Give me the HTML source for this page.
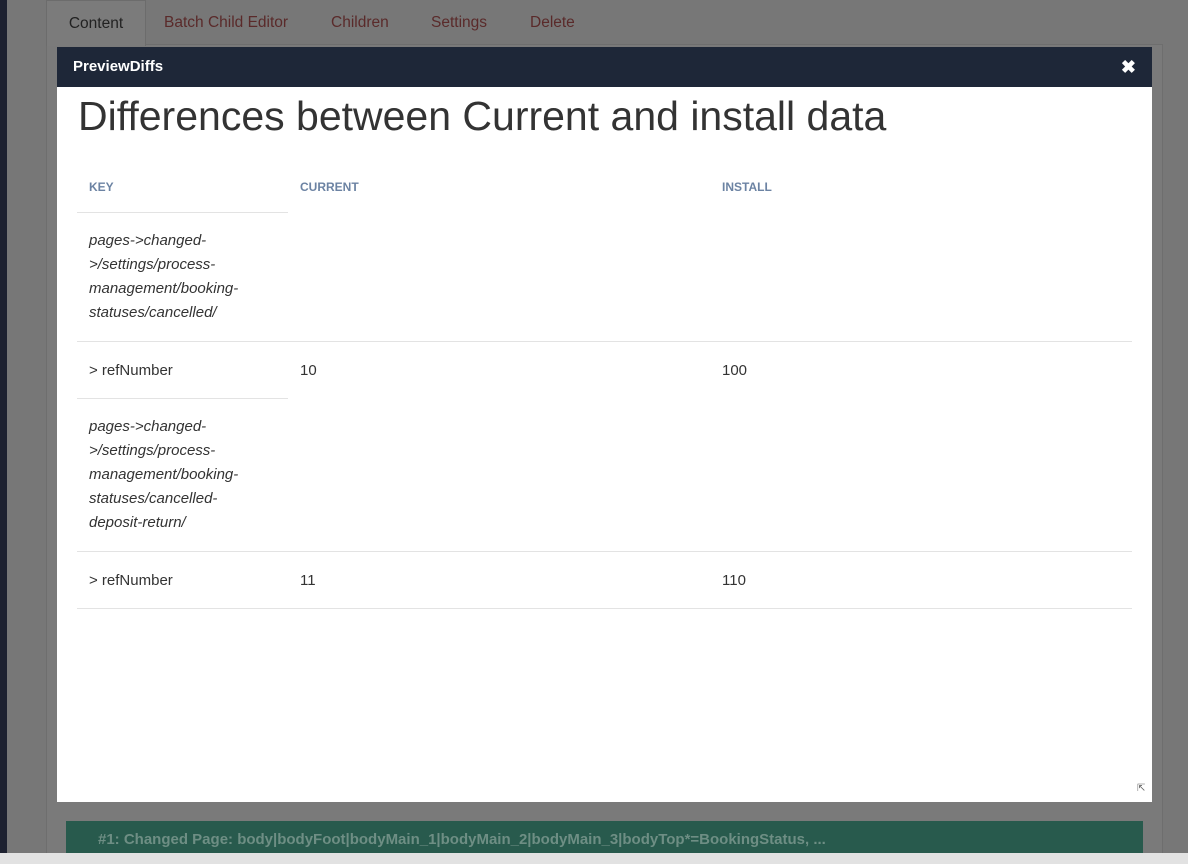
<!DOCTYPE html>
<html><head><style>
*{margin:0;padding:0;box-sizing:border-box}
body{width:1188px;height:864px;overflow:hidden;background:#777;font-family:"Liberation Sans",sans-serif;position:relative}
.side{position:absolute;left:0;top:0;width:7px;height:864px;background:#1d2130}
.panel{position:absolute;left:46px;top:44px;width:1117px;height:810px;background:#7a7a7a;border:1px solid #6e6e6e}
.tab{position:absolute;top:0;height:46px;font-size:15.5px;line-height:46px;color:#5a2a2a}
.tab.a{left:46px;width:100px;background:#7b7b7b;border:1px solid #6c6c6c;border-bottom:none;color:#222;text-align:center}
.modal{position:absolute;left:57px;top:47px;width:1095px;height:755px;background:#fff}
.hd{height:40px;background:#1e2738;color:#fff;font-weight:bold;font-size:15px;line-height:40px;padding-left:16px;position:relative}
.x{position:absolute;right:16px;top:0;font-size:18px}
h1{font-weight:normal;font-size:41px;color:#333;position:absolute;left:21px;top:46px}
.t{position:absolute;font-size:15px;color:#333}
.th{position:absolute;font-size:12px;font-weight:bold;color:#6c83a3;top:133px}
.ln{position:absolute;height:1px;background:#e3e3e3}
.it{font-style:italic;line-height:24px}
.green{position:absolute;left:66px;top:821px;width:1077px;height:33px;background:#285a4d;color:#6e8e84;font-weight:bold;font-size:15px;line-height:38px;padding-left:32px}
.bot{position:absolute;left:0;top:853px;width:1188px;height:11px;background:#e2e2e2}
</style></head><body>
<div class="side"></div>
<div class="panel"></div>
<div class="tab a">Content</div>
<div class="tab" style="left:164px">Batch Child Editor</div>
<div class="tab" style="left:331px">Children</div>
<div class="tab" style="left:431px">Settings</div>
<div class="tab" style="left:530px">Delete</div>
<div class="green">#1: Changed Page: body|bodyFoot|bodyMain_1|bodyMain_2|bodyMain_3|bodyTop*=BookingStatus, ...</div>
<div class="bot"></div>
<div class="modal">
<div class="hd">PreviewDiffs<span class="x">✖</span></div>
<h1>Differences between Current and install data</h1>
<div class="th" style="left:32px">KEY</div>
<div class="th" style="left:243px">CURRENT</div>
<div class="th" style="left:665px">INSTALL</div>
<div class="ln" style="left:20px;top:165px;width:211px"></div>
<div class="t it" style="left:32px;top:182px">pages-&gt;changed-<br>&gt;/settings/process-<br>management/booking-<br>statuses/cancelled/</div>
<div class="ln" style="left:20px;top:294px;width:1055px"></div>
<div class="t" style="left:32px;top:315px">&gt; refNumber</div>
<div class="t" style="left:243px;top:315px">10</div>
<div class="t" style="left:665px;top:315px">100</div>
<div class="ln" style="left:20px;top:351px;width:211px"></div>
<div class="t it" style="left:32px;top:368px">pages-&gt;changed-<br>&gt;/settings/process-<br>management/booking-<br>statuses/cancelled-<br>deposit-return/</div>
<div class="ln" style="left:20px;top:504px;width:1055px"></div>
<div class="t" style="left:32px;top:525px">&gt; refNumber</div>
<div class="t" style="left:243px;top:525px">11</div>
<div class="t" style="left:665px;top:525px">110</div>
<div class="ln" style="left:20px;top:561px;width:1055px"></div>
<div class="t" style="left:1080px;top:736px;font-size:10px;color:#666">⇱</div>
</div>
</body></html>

_ _ _ _ _

**Task brief**. Reproduce every line above as written, skipping pictures.

**Task answer**.
Give me the HTML source for this page.
<!DOCTYPE html>
<html><head><style>
*{margin:0;padding:0;box-sizing:border-box}
body{width:1188px;height:864px;overflow:hidden;background:#777;font-family:"Liberation Sans",sans-serif;position:relative}
.side{position:absolute;left:0;top:0;width:7px;height:864px;background:#1d2130}
.panel{position:absolute;left:46px;top:44px;width:1117px;height:810px;background:#7a7a7a;border:1px solid #6e6e6e}
.tab{position:absolute;top:0;height:46px;font-size:15.5px;line-height:46px;color:#5a2a2a}
.tab.a{left:46px;width:100px;background:#7b7b7b;border:1px solid #6c6c6c;border-bottom:none;color:#222;text-align:center}
.modal{position:absolute;left:57px;top:47px;width:1095px;height:755px;background:#fff}
.hd{height:40px;background:#1e2738;color:#fff;font-weight:bold;font-size:15px;line-height:40px;padding-left:16px;position:relative}
.x{position:absolute;right:16px;top:0;font-size:18px}
h1{font-weight:normal;font-size:41px;color:#333;position:absolute;left:21px;top:46px}
.t{position:absolute;font-size:15px;color:#333}
.th{position:absolute;font-size:12px;font-weight:bold;color:#6c83a3;top:133px}
.ln{position:absolute;height:1px;background:#e3e3e3}
.it{font-style:italic;line-height:24px}
.green{position:absolute;left:66px;top:821px;width:1077px;height:33px;background:#285a4d;color:#6e8e84;font-weight:bold;font-size:15px;line-height:38px;padding-left:32px}
.bot{position:absolute;left:0;top:853px;width:1188px;height:11px;background:#e2e2e2}
</style></head><body>
<div class="side"></div>
<div class="panel"></div>
<div class="tab a">Content</div>
<div class="tab" style="left:164px">Batch Child Editor</div>
<div class="tab" style="left:331px">Children</div>
<div class="tab" style="left:431px">Settings</div>
<div class="tab" style="left:530px">Delete</div>
<div class="green">#1: Changed Page: body|bodyFoot|bodyMain_1|bodyMain_2|bodyMain_3|bodyTop*=BookingStatus, ...</div>
<div class="bot"></div>
<div class="modal">
<div class="hd">PreviewDiffs<span class="x">✖</span></div>
<h1>Differences between Current and install data</h1>
<div class="th" style="left:32px">KEY</div>
<div class="th" style="left:243px">CURRENT</div>
<div class="th" style="left:665px">INSTALL</div>
<div class="ln" style="left:20px;top:165px;width:211px"></div>
<div class="t it" style="left:32px;top:182px">pages-&gt;changed-<br>&gt;/settings/process-<br>management/booking-<br>statuses/cancelled/</div>
<div class="ln" style="left:20px;top:294px;width:1055px"></div>
<div class="t" style="left:32px;top:315px">&gt; refNumber</div>
<div class="t" style="left:243px;top:315px">10</div>
<div class="t" style="left:665px;top:315px">100</div>
<div class="ln" style="left:20px;top:351px;width:211px"></div>
<div class="t it" style="left:32px;top:368px">pages-&gt;changed-<br>&gt;/settings/process-<br>management/booking-<br>statuses/cancelled-<br>deposit-return/</div>
<div class="ln" style="left:20px;top:504px;width:1055px"></div>
<div class="t" style="left:32px;top:525px">&gt; refNumber</div>
<div class="t" style="left:243px;top:525px">11</div>
<div class="t" style="left:665px;top:525px">110</div>
<div class="ln" style="left:20px;top:561px;width:1055px"></div>
<div class="t" style="left:1080px;top:736px;font-size:10px;color:#666">⇱</div>
</div>
</body></html>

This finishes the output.